- [Entries with page source code]

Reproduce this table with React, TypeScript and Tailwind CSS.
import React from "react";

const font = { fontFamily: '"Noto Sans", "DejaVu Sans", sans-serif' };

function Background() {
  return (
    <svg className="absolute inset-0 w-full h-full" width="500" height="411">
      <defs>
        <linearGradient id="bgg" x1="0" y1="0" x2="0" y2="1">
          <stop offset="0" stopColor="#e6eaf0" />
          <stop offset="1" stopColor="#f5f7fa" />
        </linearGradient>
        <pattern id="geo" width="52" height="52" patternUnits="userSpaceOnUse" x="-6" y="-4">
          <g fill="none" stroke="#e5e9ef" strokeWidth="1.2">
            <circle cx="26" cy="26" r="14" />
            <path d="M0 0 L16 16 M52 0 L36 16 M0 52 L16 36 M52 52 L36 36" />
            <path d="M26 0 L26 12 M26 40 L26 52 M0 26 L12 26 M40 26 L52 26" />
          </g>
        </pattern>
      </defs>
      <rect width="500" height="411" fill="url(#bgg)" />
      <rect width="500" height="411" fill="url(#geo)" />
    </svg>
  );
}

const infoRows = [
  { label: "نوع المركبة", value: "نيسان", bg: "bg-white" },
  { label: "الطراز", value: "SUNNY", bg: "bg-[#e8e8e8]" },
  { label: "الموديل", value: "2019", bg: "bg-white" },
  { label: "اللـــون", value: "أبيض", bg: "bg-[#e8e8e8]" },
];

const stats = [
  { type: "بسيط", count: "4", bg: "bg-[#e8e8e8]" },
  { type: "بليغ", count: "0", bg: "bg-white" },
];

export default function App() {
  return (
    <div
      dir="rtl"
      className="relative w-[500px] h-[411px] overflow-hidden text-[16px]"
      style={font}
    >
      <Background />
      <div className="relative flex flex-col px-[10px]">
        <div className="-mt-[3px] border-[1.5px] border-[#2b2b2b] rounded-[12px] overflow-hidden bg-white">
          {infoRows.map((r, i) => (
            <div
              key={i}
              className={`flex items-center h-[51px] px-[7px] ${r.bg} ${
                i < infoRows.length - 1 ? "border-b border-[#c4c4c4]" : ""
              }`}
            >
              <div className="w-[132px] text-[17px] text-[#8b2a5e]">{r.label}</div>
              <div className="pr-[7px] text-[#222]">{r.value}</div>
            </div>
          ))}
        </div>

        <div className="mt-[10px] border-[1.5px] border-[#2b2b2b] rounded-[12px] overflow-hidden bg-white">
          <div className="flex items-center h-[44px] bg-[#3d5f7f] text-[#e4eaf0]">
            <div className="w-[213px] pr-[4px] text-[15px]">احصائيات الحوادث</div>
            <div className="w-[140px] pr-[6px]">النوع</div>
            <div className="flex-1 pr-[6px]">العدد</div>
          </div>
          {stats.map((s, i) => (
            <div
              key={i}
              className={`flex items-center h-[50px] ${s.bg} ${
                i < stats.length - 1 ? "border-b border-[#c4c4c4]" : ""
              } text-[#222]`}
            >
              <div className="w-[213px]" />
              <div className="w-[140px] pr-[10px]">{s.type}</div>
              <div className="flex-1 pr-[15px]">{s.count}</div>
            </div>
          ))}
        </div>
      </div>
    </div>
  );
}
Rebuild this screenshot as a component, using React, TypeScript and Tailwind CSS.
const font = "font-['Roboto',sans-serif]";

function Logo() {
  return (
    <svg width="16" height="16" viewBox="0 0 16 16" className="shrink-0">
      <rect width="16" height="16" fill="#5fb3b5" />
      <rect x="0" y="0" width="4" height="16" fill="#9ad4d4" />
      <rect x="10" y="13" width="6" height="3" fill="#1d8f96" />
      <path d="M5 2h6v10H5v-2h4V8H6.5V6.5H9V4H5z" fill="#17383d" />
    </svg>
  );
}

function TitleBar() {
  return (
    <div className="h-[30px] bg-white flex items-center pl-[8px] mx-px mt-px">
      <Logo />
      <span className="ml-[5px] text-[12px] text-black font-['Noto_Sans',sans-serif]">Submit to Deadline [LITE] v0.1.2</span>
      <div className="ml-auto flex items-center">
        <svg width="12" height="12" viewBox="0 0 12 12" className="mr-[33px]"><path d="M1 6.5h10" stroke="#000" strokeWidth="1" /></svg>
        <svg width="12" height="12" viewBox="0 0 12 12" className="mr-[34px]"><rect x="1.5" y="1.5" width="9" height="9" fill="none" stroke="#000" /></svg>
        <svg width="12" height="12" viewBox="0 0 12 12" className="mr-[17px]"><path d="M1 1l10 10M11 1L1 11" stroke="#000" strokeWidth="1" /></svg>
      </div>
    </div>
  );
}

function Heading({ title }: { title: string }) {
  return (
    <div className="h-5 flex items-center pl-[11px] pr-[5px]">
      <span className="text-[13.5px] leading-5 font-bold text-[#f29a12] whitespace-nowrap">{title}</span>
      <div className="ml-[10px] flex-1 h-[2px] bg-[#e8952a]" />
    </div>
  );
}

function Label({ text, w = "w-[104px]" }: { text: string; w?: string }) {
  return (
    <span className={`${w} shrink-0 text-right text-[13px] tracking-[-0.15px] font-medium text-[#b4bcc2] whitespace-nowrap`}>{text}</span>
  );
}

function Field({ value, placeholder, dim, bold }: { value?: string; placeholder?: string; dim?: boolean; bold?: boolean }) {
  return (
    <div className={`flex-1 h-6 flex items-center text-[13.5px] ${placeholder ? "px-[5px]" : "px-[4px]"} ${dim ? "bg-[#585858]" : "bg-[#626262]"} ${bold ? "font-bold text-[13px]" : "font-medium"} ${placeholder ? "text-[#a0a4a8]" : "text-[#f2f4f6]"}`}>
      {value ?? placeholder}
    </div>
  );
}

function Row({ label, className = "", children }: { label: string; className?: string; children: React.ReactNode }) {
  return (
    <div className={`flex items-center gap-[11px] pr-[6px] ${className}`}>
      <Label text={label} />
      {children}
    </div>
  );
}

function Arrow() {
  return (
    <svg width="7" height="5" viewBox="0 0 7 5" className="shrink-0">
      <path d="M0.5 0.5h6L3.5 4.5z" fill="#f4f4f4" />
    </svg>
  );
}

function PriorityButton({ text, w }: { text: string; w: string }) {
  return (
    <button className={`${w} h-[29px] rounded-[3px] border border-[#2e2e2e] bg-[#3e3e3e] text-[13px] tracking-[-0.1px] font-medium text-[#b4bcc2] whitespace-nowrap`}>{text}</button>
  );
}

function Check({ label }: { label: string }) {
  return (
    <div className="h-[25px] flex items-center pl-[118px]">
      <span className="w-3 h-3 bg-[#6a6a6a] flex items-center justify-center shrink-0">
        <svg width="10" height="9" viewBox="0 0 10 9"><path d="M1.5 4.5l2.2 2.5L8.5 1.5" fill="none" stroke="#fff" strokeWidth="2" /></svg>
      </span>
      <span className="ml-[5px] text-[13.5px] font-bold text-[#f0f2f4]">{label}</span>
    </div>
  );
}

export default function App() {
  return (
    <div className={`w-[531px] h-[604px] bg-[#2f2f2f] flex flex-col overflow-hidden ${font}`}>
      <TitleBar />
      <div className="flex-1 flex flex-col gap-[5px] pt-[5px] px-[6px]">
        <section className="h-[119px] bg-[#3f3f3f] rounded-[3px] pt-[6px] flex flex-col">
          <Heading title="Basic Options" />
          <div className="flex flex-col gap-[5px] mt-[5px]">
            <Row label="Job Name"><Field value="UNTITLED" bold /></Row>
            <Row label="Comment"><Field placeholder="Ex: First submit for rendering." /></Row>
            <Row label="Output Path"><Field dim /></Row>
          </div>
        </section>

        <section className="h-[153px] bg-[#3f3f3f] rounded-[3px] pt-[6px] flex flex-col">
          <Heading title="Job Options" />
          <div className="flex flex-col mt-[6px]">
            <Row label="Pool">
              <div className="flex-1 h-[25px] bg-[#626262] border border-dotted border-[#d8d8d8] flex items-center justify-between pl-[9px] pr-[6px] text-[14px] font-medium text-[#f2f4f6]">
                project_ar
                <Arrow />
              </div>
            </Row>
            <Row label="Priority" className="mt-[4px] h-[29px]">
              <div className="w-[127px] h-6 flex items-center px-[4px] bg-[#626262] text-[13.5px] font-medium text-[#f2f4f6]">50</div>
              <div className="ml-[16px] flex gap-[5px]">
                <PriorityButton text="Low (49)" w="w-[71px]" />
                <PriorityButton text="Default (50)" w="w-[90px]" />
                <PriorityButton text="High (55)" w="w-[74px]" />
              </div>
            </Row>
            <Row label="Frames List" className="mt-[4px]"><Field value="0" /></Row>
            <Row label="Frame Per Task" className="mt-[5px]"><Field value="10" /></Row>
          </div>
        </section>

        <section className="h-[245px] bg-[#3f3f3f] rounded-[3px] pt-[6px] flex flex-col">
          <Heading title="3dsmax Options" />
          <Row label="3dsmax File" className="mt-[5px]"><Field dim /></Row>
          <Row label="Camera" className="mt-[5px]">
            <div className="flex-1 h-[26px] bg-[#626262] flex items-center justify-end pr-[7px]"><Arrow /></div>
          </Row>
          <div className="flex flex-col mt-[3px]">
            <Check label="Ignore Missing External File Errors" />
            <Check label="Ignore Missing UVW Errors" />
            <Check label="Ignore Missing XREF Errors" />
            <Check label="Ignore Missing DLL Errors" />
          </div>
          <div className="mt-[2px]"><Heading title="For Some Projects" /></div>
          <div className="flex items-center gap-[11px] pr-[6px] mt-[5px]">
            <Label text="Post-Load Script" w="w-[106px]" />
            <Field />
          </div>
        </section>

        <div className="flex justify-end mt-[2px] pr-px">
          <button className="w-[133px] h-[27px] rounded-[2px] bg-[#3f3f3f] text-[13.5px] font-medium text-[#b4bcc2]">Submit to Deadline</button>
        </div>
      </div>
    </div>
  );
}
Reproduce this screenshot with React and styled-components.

- [Job]
From the records given above, copy all lines containing "this".

- [Reply to the exercise]
Reproduce this table with React, TypeScript and Tailwind CSS.
Rebuild this screenshot as a component, using React, TypeScript and Tailwind CSS.
Reproduce this screenshot with React and styled-components.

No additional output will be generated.